Il manque un élément important dans cette analyse : à savoir que nos ennemis n'ont pas peur de mourir. Et donc que toutes les prospectives qui s'appuient sur la dissuasion sont infondées en ce qui concerne la probabilité d'une attaque nucléaire contre Israël. Ce que nous pressentons tous, c'est que dès que l'Iran aura l'arme nucléaire, elle s'en servira. Je répète : DES QUE L'IRAN AURA L'ARME NUCLEAIRE, ELLE S'EN SERVIRA. C'est à partir de là qu'il faut construire une réflexion stratégique. Celle pourrait s'articuler sur trois axes : 1) déstabiliser le régime iranien et promouvoir d'autres dirigeants à Téhéran. 2) se doter d'une défense Dôme de Fer à 100 % efficace.3) Obtenir la reddition de l'Iran par une tierce partie.

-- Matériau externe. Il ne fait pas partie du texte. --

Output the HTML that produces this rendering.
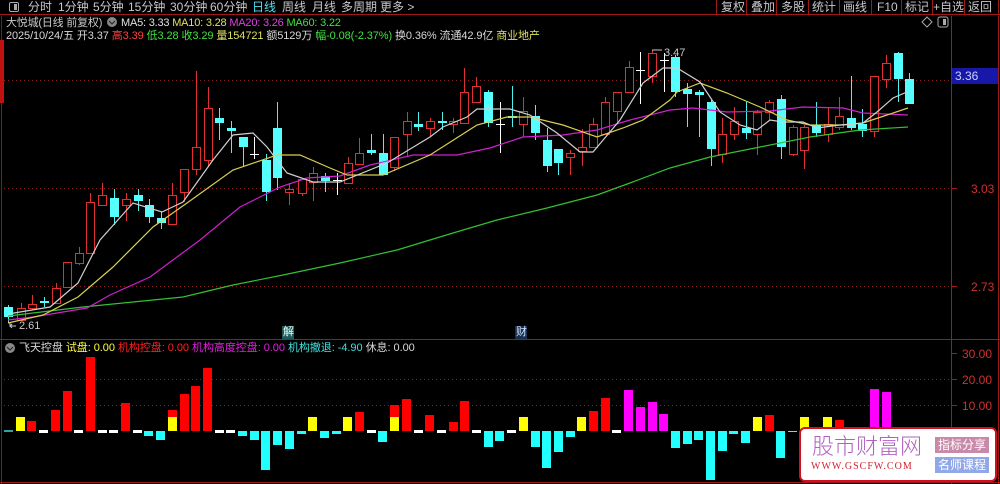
<!DOCTYPE html>
<html><head><meta charset="utf-8">
<style>
*{margin:0;padding:0;box-sizing:border-box}
body{width:1000px;height:484px;background:#000;overflow:hidden;position:relative;font-family:"Liberation Sans","Noto Sans CJK SC",sans-serif;font-size:12px;color:#c8c8c8}
.t{position:absolute;white-space:nowrap;line-height:14px}
#tb{position:absolute;left:0;top:0;width:1000px;height:15px;border-bottom:1px solid #a01818}
#tb span{position:absolute;top:0;line-height:14px;font-size:12px;color:#c8c8c8}
.rb{position:absolute;top:0;height:15px;border-left:1px solid #a01818}
svg{position:absolute;left:0;top:0}
</style></head><body>
<div id="tb">
<div style="position:absolute;left:9px;top:2px;width:10px;height:10px;border:1px solid #aaa;border-radius:2px"></div>
<div style="position:absolute;left:14px;top:4px;width:3px;height:6px;background:#aaa"></div>
<span style="left:28px">分时</span><span style="left:58px">1分钟</span><span style="left:93px">5分钟</span><span style="left:128px">15分钟</span><span style="left:170px">30分钟</span><span style="left:210px">60分钟</span><span style="left:252px;color:#4fe0f0">日线</span><span style="left:282px">周线</span><span style="left:312px">月线</span><span style="left:341px">多周期</span><span style="left:380px">更多 &gt;</span>
<div class="rb" style="left:716px"></div><span style="left:721px">复权</span>
<div class="rb" style="left:746px"></div><span style="left:751px">叠加</span>
<div class="rb" style="left:776px"></div><span style="left:781px">多股</span>
<div class="rb" style="left:808px"></div><span style="left:812px">统计</span>
<div class="rb" style="left:839px"></div><span style="left:843px">画线</span>
<div class="rb" style="left:871px"></div><span style="left:877px">F10</span>
<div class="rb" style="left:901px"></div><span style="left:905px">标记</span>
<div class="rb" style="left:932px"></div><span style="left:933px">+自选</span>
<div class="rb" style="left:964px"></div><span style="left:968px">返回</span>
<div class="rb" style="left:998px"></div>
</div>

<svg width="1000" height="484" id="ch">
<g stroke="#8a2020" stroke-dasharray="1,3" stroke-width="1">
<line x1="4" y1="80.5" x2="951" y2="80.5"/><line x1="4" y1="188.5" x2="951" y2="188.5"/><line x1="4" y1="286.5" x2="951" y2="286.5"/>
<line x1="4" y1="379.5" x2="951" y2="379.5"/><line x1="4" y1="405.5" x2="951" y2="405.5"/>
</g>
<line x1="951.5" y1="16" x2="951.5" y2="484" stroke="#a01818"/>
<line x1="998.5" y1="16" x2="998.5" y2="484" stroke="#a01818"/>
<line x1="1.5" y1="16" x2="1.5" y2="484" stroke="#801818"/>
<rect x="0" y="40" width="4" height="63" fill="#c01010"/>
<line x1="0" y1="339.5" x2="1000" y2="339.5" stroke="#a01818"/>
<line x1="0" y1="482.5" x2="1000" y2="482.5" stroke="#a01818"/>
<g stroke="#a01818"><line x1="951" y1="188.5" x2="957" y2="188.5"/><line x1="951" y1="286.5" x2="957" y2="286.5"/><line x1="951" y1="353.5" x2="957" y2="353.5"/><line x1="951" y1="379.5" x2="957" y2="379.5"/><line x1="951" y1="405.5" x2="957" y2="405.5"/><line x1="951" y1="431.5" x2="957" y2="431.5"/></g>
<g id="cd"></g>
<g fill="none" stroke-width="1.2">
<polyline stroke="#33c033" points="8,316 83,307 133,302 183,297 233,285 283,275 340,263 397,250 453,233 497,220 547,208 597,195 630,183 670,168 710,157 760,147 810,137 860,130 908,127"/>
<polyline stroke="#d020d0" points="8,320 33,317 87,308 110,295 150,277 200,240 240,207 280,187 307,178 340,176 370,165 413,155 457,155 490,148 523,137 563,135 597,130 630,120 670,110 693,108 727,112 770,111 803,107 843,108 863,113 908,115"/>
<polyline stroke="#d8d050" points="8,323 43,315 78,297 113,267 153,227 187,203 233,170 277,155 300,155 330,168 347,175 383,175 430,155 477,125 507,117 530,117 563,125 597,137 623,128 643,120 670,100 677,92 700,83 727,93 760,107 787,120 810,125 843,125 863,123 887,115 908,108"/>
<polyline stroke="#d0d0d0" points="8,314 50,307 78,283 100,240 133,203 162,212 183,202 213,160 233,135 253,133 267,147 287,173 313,182 340,182 387,163 430,137 443,127 467,117 477,109 510,109 530,115 557,133 580,152 593,152 620,120 643,83 663,68 677,68 700,82 720,112 740,125 757,130 770,120 783,122 803,122 817,128 840,125 863,123 877,112 893,98 907,92"/>
</g>
<g id="bars"></g>
<g fill="#ffffff" font-size="11" font-family="Liberation Sans,sans-serif">
<text x="19" y="329" fill="#c8c8c8">2.61</text>
<text x="664" y="56" fill="#c8c8c8">3.47</text>
</g>
<path d="M10 323 L10 326 L16 326 M12 324 L10 326 L12 328" stroke="#c8c8c8" fill="none"/>
<path d="M652 50 L662 50" stroke="#c8c8c8"/>
<rect x="952" y="68" width="46" height="16" fill="#1818a8"/>
<text x="955" y="80" fill="#c8d0ff" font-size="12" font-family="Liberation Sans,sans-serif">3.36</text>
<g fill="#d03030" font-size="12" font-family="Liberation Sans,sans-serif">
<text x="971" y="193">3.03</text><text x="971" y="291">2.73</text>
<text x="962" y="358">30.00</text><text x="962" y="384">20.00</text><text x="962" y="410">10.00</text>
</g>
<path d="M927 17 L932 22 L927 27 L922 22 Z" stroke="#aaa" fill="none"/>
<rect x="938" y="17" width="10" height="10" rx="2" stroke="#aaa" fill="none"/><rect x="943" y="19" width="3" height="6" fill="#aaa"/>
<circle cx="112" cy="22" r="5" fill="#888"/><path d="M109 21 L112 24 L115 21" stroke="#222" fill="none"/>
<circle cx="10" cy="348" r="5" fill="#888"/><path d="M7 347 L10 350 L13 347" stroke="#222" fill="none"/>
<rect x="282" y="326" width="12" height="13" fill="#205858"/>
<rect x="515" y="326" width="12" height="13" fill="#1a3050"/>
</svg>

<div class="t" style="left:283px;top:325px;color:#e0ffff;font-size:11px">解</div>
<div class="t" style="left:516px;top:325px;color:#d0e0ff;font-size:11px">财</div>

<div class="t" style="left:6px;top:16px;font-size:11px;letter-spacing:-0.2px">大悦城(日线 前复权)</div>
<div class="t" style="left:121px;top:16px;font-size:11px;letter-spacing:-0.2px"><span style="color:#e0e0e0">MA5: 3.33</span> <span style="color:#e0e060">MA10: 3.28</span> <span style="color:#e040e0">MA20: 3.26</span> <span style="color:#40e040">MA60: 3.22</span></div>
<div class="t" style="left:6px;top:29px;font-size:11px;letter-spacing:-0.1px;color:#d8d8d8">2025/10/24/五 开3.37 <span style="color:#ff4040">高3.39</span> <span style="color:#40e040">低3.28 收3.29</span> <span style="color:#e0e060">量154721</span> 额5129万 <span style="color:#40e040">幅-0.08(-2.37%)</span> 换0.36% 流通42.9亿 <span style="color:#e0e060">商业地产</span></div>
<div class="t" style="left:19px;top:341px;font-size:11px;letter-spacing:-0.05px;color:#d8d8d8">飞天控盘 <span style="color:#ffff40">试盘: 0.00</span> <span style="color:#ff2020">机构控盘: 0.00</span> <span style="color:#e020e0">机构高度控盘: 0.00</span> <span style="color:#40e0e0">机构撤退: -4.90</span> 休息: 0.00</div>

<div style="position:absolute;left:799px;top:427px;width:198px;height:55px;background:#fff;border:2px solid #d01020;border-radius:6px"></div>
<div class="t" style="left:812px;top:432px;font-size:22px;line-height:26px;color:#b060c0;font-family:'Noto Sans CJK SC',sans-serif;font-weight:300">股市财富网</div>
<div class="t" style="left:811px;top:460px;font-size:10px;color:#d02030;font-family:'Liberation Serif',serif;letter-spacing:1px">WWW.GSCFW.COM</div>
<div class="t" style="left:935px;top:437px;width:54px;height:16px;background:#c88aa8;color:#fff;font-size:12px;line-height:16px;text-align:center">指标分享</div>
<div class="t" style="left:935px;top:457px;width:54px;height:16px;background:#90a8e8;color:#fff;font-size:12px;line-height:16px;text-align:center">名师课程</div>

<script>
var C=[[8,'c',307,317,305,323],[21,'r',308,320,303,320],[32,'r',304,308,295,310],[44,'c',301,303,297,307],[56,'r',288,303,283,303],[67,'r',262,287,262,287],[79,'r',253,263,247,265],[90,'r',202,253,193,253],[102,'r',195,205,183,205],[114,'c',198,217,189,225],[126,'r',199,205,193,221],[138,'c',195,201,189,211],[149,'c',205,217,199,223],[161,'c',218,223,212,229],[172,'r',195,224,183,224],[184,'r',169,192,169,202],[196,'r',147,169,71,175],[208,'r',108,160,87,166],[219,'c',118,123,108,140],[231,'c',128,131,121,153],[243,'c',137,147,137,166],[254,'w',154,154,137,159],[266,'c',160,192,154,201],[277,'c',128,178,102,190],[289,'r',189,192,183,205],[302,'r',179,193,179,196],[313,'r',173,182,167,201],[325,'c',176,181,173,192],[337,'w',180,180,173,195],[348,'r',163,183,157,183],[359,'r',153,164,138,164],[371,'c',150,153,134,155],[383,'c',153,175,134,175],[394,'r',137,167,137,171],[407,'r',121,134,112,157],[418,'c',124,127,112,131],[430,'r',121,128,118,137],[442,'c',121,123,112,130],[453,'r',121,124,118,133],[464,'r',92,123,68,123],[476,'r',86,102,77,102],[488,'c',92,123,90,127],[500,'w',124,124,102,153],[512,'c',116,118,86,127],[523,'r',111,124,97,137],[535,'c',116,133,105,140],[547,'c',140,166,128,172],[558,'c',149,163,149,175],[570,'r',153,157,150,175],[582,'r',147,151,129,166],[593,'r',124,147,118,147],[605,'r',102,134,97,134],[617,'r',92,111,92,123],[629,'r',67,92,61,92],[640,'w',70,70,52,104],[652,'r',53,76,50,83],[664,'w',60,60,53,92],[675,'c',57,92,55,97],[687,'c',89,94,83,127],[699,'c',92,95,90,137],[711,'c',102,149,100,166],[722,'r',134,154,118,163],[734,'r',121,134,107,140],[746,'c',128,133,102,139],[757,'r',112,134,110,155],[769,'r',102,112,100,120],[781,'c',99,147,95,159],[793,'r',127,154,125,156],[804,'r',127,150,125,169],[816,'c',125,133,102,137],[828,'r',124,134,107,142],[839,'r',116,127,97,130],[851,'c',118,128,76,130],[862,'c',124,131,109,137],[874,'r',76,131,76,137],[886,'r',63,79,55,88],[898,'c',53,79,52,102],[909,'c',79,104,73,104]];
var s='';
C.forEach(function(d){var x=d[0],t=d[1],a=d[2],b=d[3],h=d[4],l=d[5];
if(t=='r'){s+='<line x1="'+(x+.5)+'" y1="'+h+'" x2="'+(x+.5)+'" y2="'+a+'" stroke="#e03030"/><line x1="'+(x+.5)+'" y1="'+b+'" x2="'+(x+.5)+'" y2="'+l+'" stroke="#e03030"/><rect x="'+(x-3.5)+'" y="'+(a+.5)+'" width="8" height="'+Math.max(b-a,1)+'" fill="#000" stroke="#e03030"/>';}
else if(t=='c'){s+='<line x1="'+(x+.5)+'" y1="'+h+'" x2="'+(x+.5)+'" y2="'+l+'" stroke="#50f0f0"/><rect x="'+(x-4)+'" y="'+a+'" width="9" height="'+Math.max(b-a,2)+'" fill="#55ffff"/>';}
else{s+='<line x1="'+(x+.5)+'" y1="'+h+'" x2="'+(x+.5)+'" y2="'+l+'" stroke="#fff"/><line x1="'+(x-4)+'" y1="'+(a+.5)+'" x2="'+(x+5)+'" y2="'+(a+.5)+'" stroke="#fff"/>';}});
document.getElementById('cd').innerHTML=s;
var B=[['T'],['Y',417],['R',421],['W'],['R',410],['R',391],['W'],['R',357],['W'],['W'],['R',403],['W'],['C',436],['C',440],['RY',410],['R',394],['R',386],['R',368],['W'],['W'],['C',436],['C',440],['C',470],['C',445],['C',449],['C',434],['Y',417],['C',438],['C',434],['Y',417],['R',412],['W'],['C',442],['RY',405],['R',399],['W'],['R',415],['W'],['R',422],['R',401],['W'],['C',447],['C',441],['W'],['Y',417],['C',447],['C',468],['C',452],['C',437],['Y',417],['R',411],['R',398],['W'],['M',390],['M',407],['M',402],['M',414],['C',448],['C',444],['C',440],['C',480],['C',451],['C',434],['C',443],['Y',417],['R',415],['C',458],['C',432],['Y',417],['C',434],['Y',417],['R',420],['C',440],['W'],['M',389],['M',392],['C',440],['C',440]];
var z=431,q='';
B.forEach(function(d,i){var x=Math.round(8+i*11.7)-4,t=d[0],v=d[1];
if(t=='T')q+='<rect x="'+x+'" y="430" width="9" height="2" fill="#30a0a0"/>';
else if(t=='W')q+='<rect x="'+x+'" y="430" width="9" height="3" fill="#fff"/>';
else if(t=='C')q+='<rect x="'+x+'" y="'+z+'" width="9" height="'+(v-z)+'" fill="#22ffff"/>';
else if(t=='Y')q+='<rect x="'+x+'" y="'+v+'" width="9" height="'+(z-v)+'" fill="#ffff00"/>';
else if(t=='R')q+='<rect x="'+x+'" y="'+v+'" width="9" height="'+(z-v)+'" fill="#ff0000"/>';
else if(t=='M')q+='<rect x="'+x+'" y="'+v+'" width="9" height="'+(z-v)+'" fill="#ff00ff"/>';
else if(t=='RY')q+='<rect x="'+x+'" y="'+v+'" width="9" height="'+(z-v)+'" fill="#ff0000"/><rect x="'+x+'" y="417" width="9" height="'+(z-417)+'" fill="#ffff00"/>';});
document.getElementById('bars').innerHTML=q;
</script>
</body></html>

A un autre niveau d'analyse (celui que l'Histoire juive), il est clair que si une attaque atomique a lieu, elle ne sera que l'un des moments de l'affrontement Israël / Yichmaël. L'horreur d'une attaque nucléaire masque la dimension religieuse (et éternelle) du conflit. Nous juifs, avons la chance d'avoir un Créateur qui se définit Lui-même comme איש מלחמה. A partir de là, si nous croyons que ce même Créateur nous assure qu'il a les yeux fixés sur la Terre sainte du premier au dernier jours de l'année, la question devient : "Le D.ieu d'Israël laissera-t-IL l'Iran nous bombarder impunément ?" J'ai déjà répondu à cette question lors de précédents commentaires.

Véronique Allouche a dit…

@yaacov neeman
Sans vouloir vous offenser Monsieur, à la question que beaucoup se posèrent : Dieu laissera-t-il faire la Shoah ? La réponse fut oui.